First of all, the cloud is not a synonym for the Internet. While the cloud relies on the Internet as one method of connecting people, machines, and information, it extends well beyond the Internet to mobile devices, sensors, radio, satellite, and other forms of connective technology. A simple way to compare the cloud and the Internet is to think in terms of evolution. The Internet is single-cell amoebas, plankton, and the most rudimentary forms of life that crawled out of the primordial soup. The cloud, however, is complex forms of life, with brains and nervous systems that can sense and respond autonomously to the world around them, even to very complicated and unpredictable situations.

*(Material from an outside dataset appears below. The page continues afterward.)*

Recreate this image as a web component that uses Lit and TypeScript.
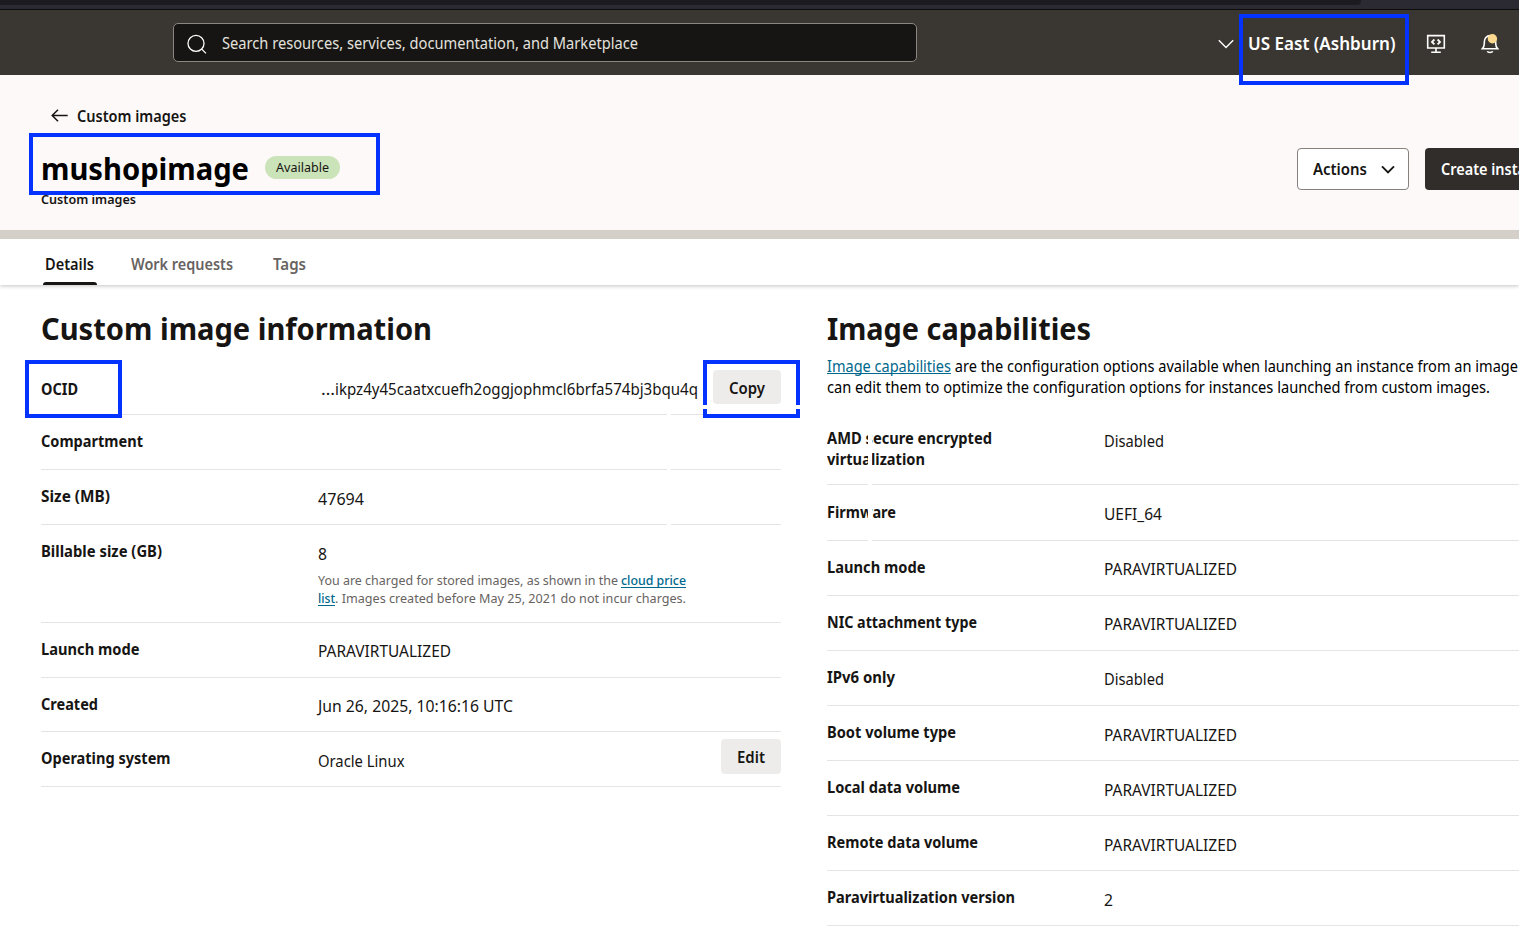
import { LitElement, html, css, nothing } from "lit";
import { customElement, property } from "lit/decorators.js";

/** One line of text set to an exact measure. */
@customElement("fit-text")
class FitText extends LitElement {
  @property() text = "";
  @property({ type: Number }) w = 0;
  static styles = css`
    :host { display: inline-block; white-space: pre; vertical-align: top; }
    span { display: inline-block; transform-origin: 0 50%; }
  `;
  render() {
    return html`<span>${this.text}</span>`;
  }
  updated() {
    const span = this.renderRoot.querySelector("span") as HTMLElement;
    const natural = span.offsetWidth;
    if (!this.w || !natural) return;
    this.style.width = `${this.w}px`;
    span.style.transform = `scaleX(${this.w / span.getBoundingClientRect().width})`;
  }
}

const fit = (text: string, w: number) => html`<fit-text .text=${text} .w=${w}></fit-text>`;

type Row = {
  label: [string, number][];
  value?: [string, number];
  h: number;
  top?: number;
  vtop?: number;
  note?: boolean;
  action?: [string, number];
};

const INFO: Row[] = [
  { label: [["Compartment", 102]], h: 55 },
  { label: [["Size (MB)", 69]], value: ["47694", 46], h: 55 },
  { label: [["Billable size (GB)", 121]], value: ["8", 9], h: 98, note: true },
  { label: [["Launch mode", 98.5]], value: ["PARAVIRTUALIZED", 133], h: 55, vtop: 18 },
  { label: [["Created", 57]], value: ["Jun 26, 2025, 10:16:16 UTC", 195], h: 54, vtop: 18 },
  { label: [["Operating system", 129.5]], value: ["Oracle Linux", 86.5], h: 55, action: ["Edit", 28] },
];

const CAPS: Row[] = [
  { label: [["AMD secure encrypted", 165], ["virtualization", 98]], value: ["Disabled", 60], h: 75, top: 18, vtop: 21 },
  { label: [["Firmware", 69]], value: ["UEFI_64", 58], h: 56, top: 17 },
  { label: [["Launch mode", 98.5]], value: ["PARAVIRTUALIZED", 133], h: 55, vtop: 18 },
  { label: [["NIC attachment type", 150]], value: ["PARAVIRTUALIZED", 133], h: 55, vtop: 18 },
  { label: [["IPv6 only", 68]], value: ["Disabled", 60], h: 55, vtop: 18 },
  { label: [["Boot volume type", 129]], value: ["PARAVIRTUALIZED", 133], h: 55 },
  { label: [["Local data volume", 133]], value: ["PARAVIRTUALIZED", 133], h: 55 },
  { label: [["Remote data volume", 151]], value: ["PARAVIRTUALIZED", 133], h: 55 },
  { label: [["Paravirtualization version", 188]], value: ["2", 9], h: 55 },
];

@customElement("app-root")
class AppRoot extends LitElement {
  static styles = css`
    :host {
      display: block; position: relative; width: 1519px; height: 945px; overflow: hidden;
      background: #fff; color: #161513;
      font: 400 15.5px/21px "Noto Sans", "Open Sans", sans-serif;
    }
    * { box-sizing: border-box; }
    svg { display: block; flex: none; fill: none; }
    .chrome { height: 10px; background: #2b2a33; border-bottom: 1px solid #0c0c0d; }
    .chrome i { display: block; width: 1361px; height: 5px; background: #1c1b22; border-radius: 0 0 4px 0; }
    .top { display: flex; height: 65px; padding: 13px 20px 0 173px; background: #3a3631; color: #fff; }
    .search {
      display: flex; align-items: center; gap: 15px; width: 744px; height: 39px; padding: 2px 0 0 13px;
      background: #161513; border: 1px solid #8b8680; border-radius: 5px; color: #e3e1dd;
    }
    .search fit-text { margin-top: -1px; }
    .tools { display: flex; align-items: center; height: 42px; margin-left: auto; }
    .region { margin: -3px 0 0 14px; font-size: 18px; font-weight: 600; line-height: 26px; }
    .dev { margin-left: 31px; }
    .bell { margin-left: 35px; }
    .hero { display: flex; height: 155px; background: #fdf9f8; padding: 0 0 0 41px; }
    .ident { flex: 1; }
    .back { display: flex; gap: 8px; padding: 31px 0 0 10px; font-weight: 600; }
    .name { display: flex; gap: 16px; height: 44px; margin-top: 20px; color: #000; }
    h1, h2 { margin: 0; font-size: 31px; font-weight: 700; line-height: 42px; }
    .badge { margin-top: 9px; height: 23px; padding: 1px 11px; border-radius: 12px; background: #cbe3b8; font-size: 12.8px; color: #161513; }
    .sub { margin-top: -2px; font-size: 13px; line-height: 20px; font-weight: 600; }
    .acts { display: flex; gap: 16px; width: 222px; padding-top: 73px; overflow: hidden; }
    .btn { display: flex; flex: none; align-items: center; height: 42px; padding: 0 15px; border-radius: 4px; font-weight: 600; white-space: nowrap; }
    .menu { gap: 14px; width: 112px; border: 1px solid #86817d; background: #fff; }
    .main { width: 150px; padding: 0 16px; background: #312d2a; color: #fff; }
    .band { height: 9px; background: #d4cfc8; }
    .tabs {
      display: flex; gap: 36px; height: 46px; padding-left: 43px; font-weight: 600; color: #676361;
      box-shadow: 0 1px 4px rgba(0,0,0,.24); clip-path: inset(0 0 -8px 0);
    }
    .tab { padding-top: 15px; }
    .tab.on { display: grid; width: 54px; margin-right: -2px; padding-left: 2px; color: #161513; }
    .tab.on::after { content: ""; align-self: end; width: 54px; height: 3px; margin-left: -2px; background: #161513; border-radius: 3px 3px 0 0; }
    .tab:last-child { margin-left: 4px; }
    .cols { display: grid; grid-template-columns: 740px 692px; gap: 46px; padding: 22px 0 0 41px; }
    .ocid { display: flex; justify-content: space-between; height: 66px; border-bottom: 1px solid #e4e4e4; font-weight: 700; padding-top: 30px; }
    .ocid .id { display: flex; font-weight: 400; }
    .chip { display: grid; place-items: center; height: 35px; padding-top: 1px; background: #edeceb; border-radius: 4px; font-weight: 600; }
    .copy { width: 68px; height: 34px; margin: -9px 0 0 15.5px; padding-top: 2px; }
    .edit { width: 60px; margin: 7px 0 0 auto; padding-top: 2px; }
    .row { display: grid; grid-template-columns: 277px 1fr auto; border-bottom: 1px solid #e4e4e4; }
    .label { font-weight: 700; display: grid; align-content: start; }
    .note { padding-top: 6px; font-size: 12.8px; line-height: 18px; color: #67635f; }
    .note div, .para div { display: flex; white-space: nowrap; }
    .link { height: 17px; color: #00688c; border-bottom: 1px solid #00688c; }
    .note .link { font-weight: 500; }
    .para { height: 61px; padding-top: 7px; color: #000; }
    .para .link { height: 18px; }
    .mark { position: absolute; border: 4px solid #0433ff; }
    .m1 { left: 1239px; top: 14px; width: 170px; height: 71px; }
    .m2 { left: 29px; top: 133px; width: 351px; height: 62px; }
    .m3 { left: 25px; top: 360px; width: 97px; height: 58px; }
    .m4 { left: 703px; top: 360px; width: 97px; height: 58px; }
    .m5 { left: 667px; top: 405px; width: 205px; height: 145px; border-color: #fff; }
  `;

  private row(r: Row) {
    return html`<div class="row" style="height:${r.h}px">
      <div class="label" style="padding-top:${r.top ?? 16}px">${r.label.map(([t, w]) => fit(t, w))}</div>
      <div style="padding-top:${r.vtop ?? 19}px">
        ${r.value ? fit(...r.value) : nothing}
        ${r.note
          ? html`<div class="note">
              <div>${fit("You are charged for stored images, as shown in the", 300)}<span>&nbsp;</span><span class="link">${fit("cloud price", 65)}</span></div>
              <div><span class="link">${fit("list", 17)}</span>${fit(". Images created before May 25, 2021 do not incur charges.", 351)}</div>
            </div>`
          : nothing}
      </div>
      ${r.action ? html`<div class="chip edit">${fit(...r.action)}</div>` : nothing}
    </div>`;
  }

  render() {
    return html`
      <div class="chrome"><i></i></div>
      <header class="top">
        <div class="search">
          <svg width="20" height="20" viewBox="0 0 20 20" stroke="#fff" stroke-width="1.3"><circle cx="9" cy="9.4" r="8" /><path d="M14.7 15.1l4.3 4.3" /></svg>
          ${fit("Search resources, services, documentation, and Marketplace", 416)}
        </div>
        <div class="tools">
          <svg width="16" height="10" viewBox="0 0 16 10" stroke="#fff" stroke-width="1.4"><path d="M.8 1.2L8 8.4l7.2-7.2" /></svg>
          <div class="region">${fit("US East (Ashburn)", 147.5)}</div>
          <svg class="dev" width="20" height="20" viewBox="0 0 20 20" stroke="#fff" stroke-width="1.6">
            <path d="M1.7 1.6h16.6v12.4H1.7zM10 14v4.2M5.2 18.2h9.6" /><path stroke-width="1.8" d="M8.4 5.5L6 7.9l2.4 2.4M11.6 5.5L14 7.9l-2.4 2.4" />
          </svg>
          <svg class="bell" width="18" height="20" viewBox="0 0 18 20" stroke="#fff" stroke-width="1.6">
            <path d="M1.3 14.8h15.4c-1.6-1.4-2-2.8-2-5.2V8C14.7 4.5 12.4 1.6 9 1.6S3.3 4.5 3.3 8v1.6c0 2.4-.4 3.8-2 5.2zM6.3 17.3c.6 1.5 4.8 1.5 5.4 0" />
            <circle cx="11.4" cy="4.7" r="4.7" fill="#fbd98f" stroke="none" />
          </svg>
        </div>
      </header>
      <section class="hero">
        <div class="ident">
          <div class="back">
            <svg width="18" height="18" viewBox="0 0 18 18" stroke="#161513" stroke-width="1.5"><path d="M16.7 9.5H1.2M7 3.7L1.2 9.5 7 15.3" /></svg>
            ${fit("Custom images", 109.5)}
          </div>
          <div class="name"><h1>${fit("mushopimage", 208)}</h1><span class="badge">${fit("Available", 53)}</span></div>
          <div class="sub">${fit("Custom images", 95)}</div>
        </div>
        <div class="acts">
          <div class="btn menu">${fit("Actions", 54)}
            <svg width="14" height="9" viewBox="0 0 14 9" stroke="#161513" stroke-width="1.9"><path d="M1 1.3l6 6 6-6" /></svg>
          </div>
          <div class="btn main">${fit("Create instance", 110)}</div>
        </div>
      </section>
      <div class="band"></div>
      <nav class="tabs">
        <div class="tab on">${fit("Details", 49)}</div>
        <div class="tab">${fit("Work requests", 102)}</div>
        <div class="tab">${fit("Tags", 33)}</div>
      </nav>
      <main class="cols">
        <section>
          <h2>${fit("Custom image information", 391)}</h2>
          <div class="ocid">
            ${fit("OCID", 37)}
            <div class="id">${fit("…", 14)}${fit("ikpz4y45caatxcuefh2oggjophmcl6brfa574bj3bqu4q", 363)}<div class="chip copy">${fit("Copy", 36)}</div></div>
          </div>
          ${INFO.map((r) => this.row(r))}
        </section>
        <section>
          <h2>${fit("Image capabilities", 264)}</h2>
          <div class="para">
            <div><span class="link">${fit("Image capabilities", 124)}</span>${fit(" are the configuration options available when launching an instance from an image", 567)}</div>
            <div>${fit("can edit them to optimize the configuration options for instances launched from custom images.", 663)}</div>
          </div>
          ${CAPS.map((r) => this.row(r))}
        </section>
      </main>
      <div class="mark m1"></div>
      <div class="mark m2"></div>
      <div class="mark m3"></div>
      <div class="mark m4"></div>
      <div class="mark m5"></div>
    `;
  }
}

If you think back to the vast increase in the number of connections shown in figure I there is a significance to the total number of connections projected for 2020, seventy billion. The human mind is estimated to have between fifty billion and two hundred billion neurons, with most experts agreeing that there are about a hundred billion. The coincidence is more than just interesting. While I’m not claiming that the cloud will be as intelligent as a human, at least not by 2020, the dramatic increase in the number of connections certainly points to how radically different living and working in the cloud will be as compared with the Internet.

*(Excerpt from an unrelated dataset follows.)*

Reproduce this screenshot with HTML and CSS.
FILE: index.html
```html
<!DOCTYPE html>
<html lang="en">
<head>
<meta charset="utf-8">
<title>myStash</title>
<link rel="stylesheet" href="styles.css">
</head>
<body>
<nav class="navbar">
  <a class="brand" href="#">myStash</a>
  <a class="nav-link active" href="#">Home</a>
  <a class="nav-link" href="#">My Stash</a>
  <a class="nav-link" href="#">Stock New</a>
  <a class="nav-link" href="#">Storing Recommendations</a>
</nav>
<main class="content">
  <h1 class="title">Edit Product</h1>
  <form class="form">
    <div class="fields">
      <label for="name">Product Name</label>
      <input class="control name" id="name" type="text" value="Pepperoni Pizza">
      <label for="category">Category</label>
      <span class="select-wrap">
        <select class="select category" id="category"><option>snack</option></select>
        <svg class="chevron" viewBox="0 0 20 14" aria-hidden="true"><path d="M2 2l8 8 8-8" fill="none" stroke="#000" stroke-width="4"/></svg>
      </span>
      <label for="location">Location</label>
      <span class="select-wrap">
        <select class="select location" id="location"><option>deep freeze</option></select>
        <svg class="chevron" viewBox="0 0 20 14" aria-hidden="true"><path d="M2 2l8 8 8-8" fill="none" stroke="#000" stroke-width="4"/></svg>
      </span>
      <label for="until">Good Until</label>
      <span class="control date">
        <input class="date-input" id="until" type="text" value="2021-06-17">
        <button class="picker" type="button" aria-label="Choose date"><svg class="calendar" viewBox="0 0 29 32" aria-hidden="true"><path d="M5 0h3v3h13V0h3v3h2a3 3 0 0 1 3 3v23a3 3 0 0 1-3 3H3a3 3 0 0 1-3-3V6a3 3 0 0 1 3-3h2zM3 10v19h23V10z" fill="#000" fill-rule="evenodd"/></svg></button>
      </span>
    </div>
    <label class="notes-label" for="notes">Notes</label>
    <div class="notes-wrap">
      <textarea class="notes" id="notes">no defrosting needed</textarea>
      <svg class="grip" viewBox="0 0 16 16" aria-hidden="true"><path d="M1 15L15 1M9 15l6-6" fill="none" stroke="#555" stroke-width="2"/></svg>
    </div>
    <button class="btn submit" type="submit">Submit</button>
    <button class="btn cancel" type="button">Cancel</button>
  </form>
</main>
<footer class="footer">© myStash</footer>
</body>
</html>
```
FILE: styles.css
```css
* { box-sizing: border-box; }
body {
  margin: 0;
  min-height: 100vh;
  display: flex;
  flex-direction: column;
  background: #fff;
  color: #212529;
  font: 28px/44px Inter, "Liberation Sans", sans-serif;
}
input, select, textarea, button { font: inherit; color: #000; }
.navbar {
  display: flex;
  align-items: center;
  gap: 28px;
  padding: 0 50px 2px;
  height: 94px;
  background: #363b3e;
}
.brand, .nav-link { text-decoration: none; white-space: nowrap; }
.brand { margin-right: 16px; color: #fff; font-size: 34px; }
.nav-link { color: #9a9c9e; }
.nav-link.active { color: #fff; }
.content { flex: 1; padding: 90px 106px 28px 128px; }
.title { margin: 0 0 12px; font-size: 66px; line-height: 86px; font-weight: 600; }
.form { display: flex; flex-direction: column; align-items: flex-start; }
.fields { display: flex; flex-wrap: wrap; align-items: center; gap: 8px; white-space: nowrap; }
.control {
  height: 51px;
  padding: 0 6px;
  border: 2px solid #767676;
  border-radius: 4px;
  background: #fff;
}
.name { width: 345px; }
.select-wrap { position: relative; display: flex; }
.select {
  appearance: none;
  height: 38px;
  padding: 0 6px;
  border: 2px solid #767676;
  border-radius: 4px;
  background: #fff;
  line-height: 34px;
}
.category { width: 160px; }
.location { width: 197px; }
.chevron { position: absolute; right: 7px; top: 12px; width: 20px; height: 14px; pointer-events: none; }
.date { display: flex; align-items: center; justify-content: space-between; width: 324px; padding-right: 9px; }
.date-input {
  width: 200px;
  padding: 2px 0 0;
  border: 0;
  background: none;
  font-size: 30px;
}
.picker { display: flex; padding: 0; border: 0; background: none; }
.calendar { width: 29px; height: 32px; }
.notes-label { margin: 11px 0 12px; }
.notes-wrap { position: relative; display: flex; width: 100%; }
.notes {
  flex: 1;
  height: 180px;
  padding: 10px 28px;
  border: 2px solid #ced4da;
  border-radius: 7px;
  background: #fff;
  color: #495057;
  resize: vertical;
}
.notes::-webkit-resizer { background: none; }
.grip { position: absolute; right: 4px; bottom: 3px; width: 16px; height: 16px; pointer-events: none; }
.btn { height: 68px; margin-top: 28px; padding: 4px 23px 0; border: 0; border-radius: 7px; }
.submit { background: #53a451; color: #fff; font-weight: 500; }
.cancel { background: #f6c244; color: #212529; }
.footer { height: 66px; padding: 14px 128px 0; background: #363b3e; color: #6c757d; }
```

Because the cloud is constantly changing and evolving, it’s tough to pin down an accurate definition for long, but for our purposes we’ll use the following: the cloud is an evolving, intelligent, infinitely scalable, always available, real-time collection of technology, content, and human resources that can be accessed as and when needed. That’s a mouthful, so let’s break it down into each of the cloud’s major parts. We’ll talk much more about all of these throughout the book, but a basic foundation at this point is critical, especially if you are just learning about the cloud.
The cloud is:
- Evolving and intelligent
- Infinitely scalable
- Always available in real time
- An integration of technology, content, and human resources
Evolving and Intelligent
The cloud is not just a network of connected computers and storage devices, what is often called cloud computing. That’s only the foundation that the cloud is built on. The intelligence in the cloud allows it to have an awareness of and an ability to instantly connect to the correct technology, content, and human resources that best meet your needs. For example, if you want to use the cloud to do sophisticated work on a project involving chemistry, the cloud knows about your preferences and capabilities and matches you with the software, hardware, and people best suited to the specific task.
The cloud is also constantly evolving to take the shape of the organizational, social, and political context that it inhabits. In the same way that intelligent life evolved to adapt to a changing ecosystem, the cloud will evolve as our needs and the complexity of our problems evolve – ultimately providing a collective and connected intelligence to usher in the next era of global growth, prosperity, social and political change.